The quality of the narration reflects my reservation with the book as a whole. It's excellently and confidently read, but the tone it's presented in strikes an uncomfortable balance between a popular science book and a 5-steps-to-success style self-improvement manual. I found myself flicking between being astounded by the exposé of how "averagarian" thinking pervades our lives, and wincing at the overstretching the book does to tie the wide-ranging topics it covers into a single timeline of cause and effect.
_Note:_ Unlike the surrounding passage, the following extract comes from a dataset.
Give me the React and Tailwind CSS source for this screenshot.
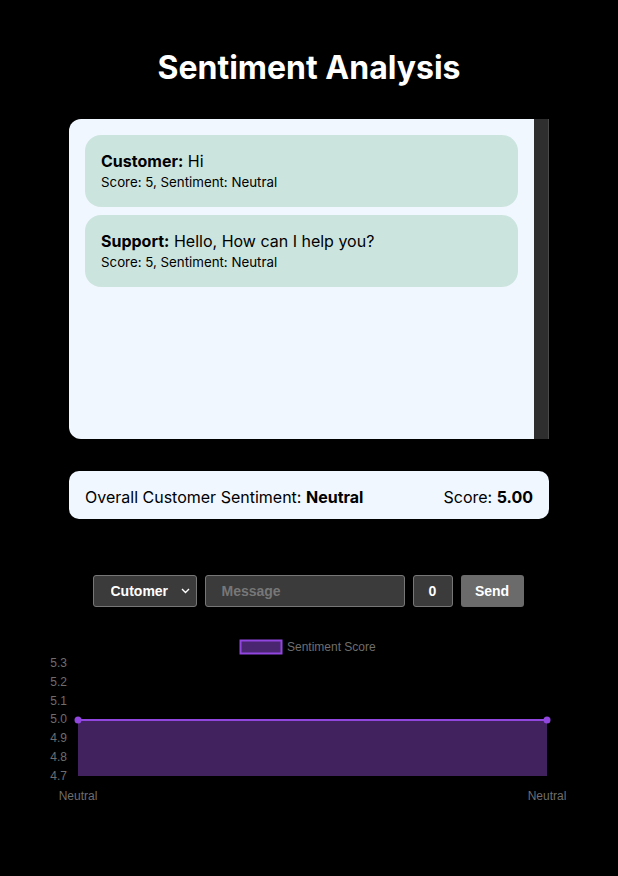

This unwavering structure certainly makes for a focused and compelling read, but also overcooks the message and leans on some ungrounded generalizations. The constant inference that runs throughout is that the book's solutions to the very real problems it investigates are THE solutions to personal well-being, financial success and social harmony. Ironically, as it introduces you to a range of genuinely fascinating and paradigm-shifting ideas, the book itself can provide you with the critical framework needed to question its own sweeping conclusions.
Hyperbolic presentation aside, the ideas contained within are presented with clarity, backed up with references to fascinating studies and real-world examples, and clearly ARE powerful tools for understanding... potentially even revolutionary ones. It's the sort of read that makes you want to stop every few paragraphs to tell someone the mind-blowingly simple idea you've just discovered, or recount the results of a startling psychological study.
I truly hope the precepts of individualism that this book presents spread. But I also hope that they're not treated as the one-range-of-sizes-fit-all solutions that they're presented as, or the future might render them as limiting as the once-compelling ideas of averagearianism that they aim to replace. It would be a shame if 100 years from now your kids are reading "The End of the Individual: How We Progress in a World That Can't See Beyond the Singular".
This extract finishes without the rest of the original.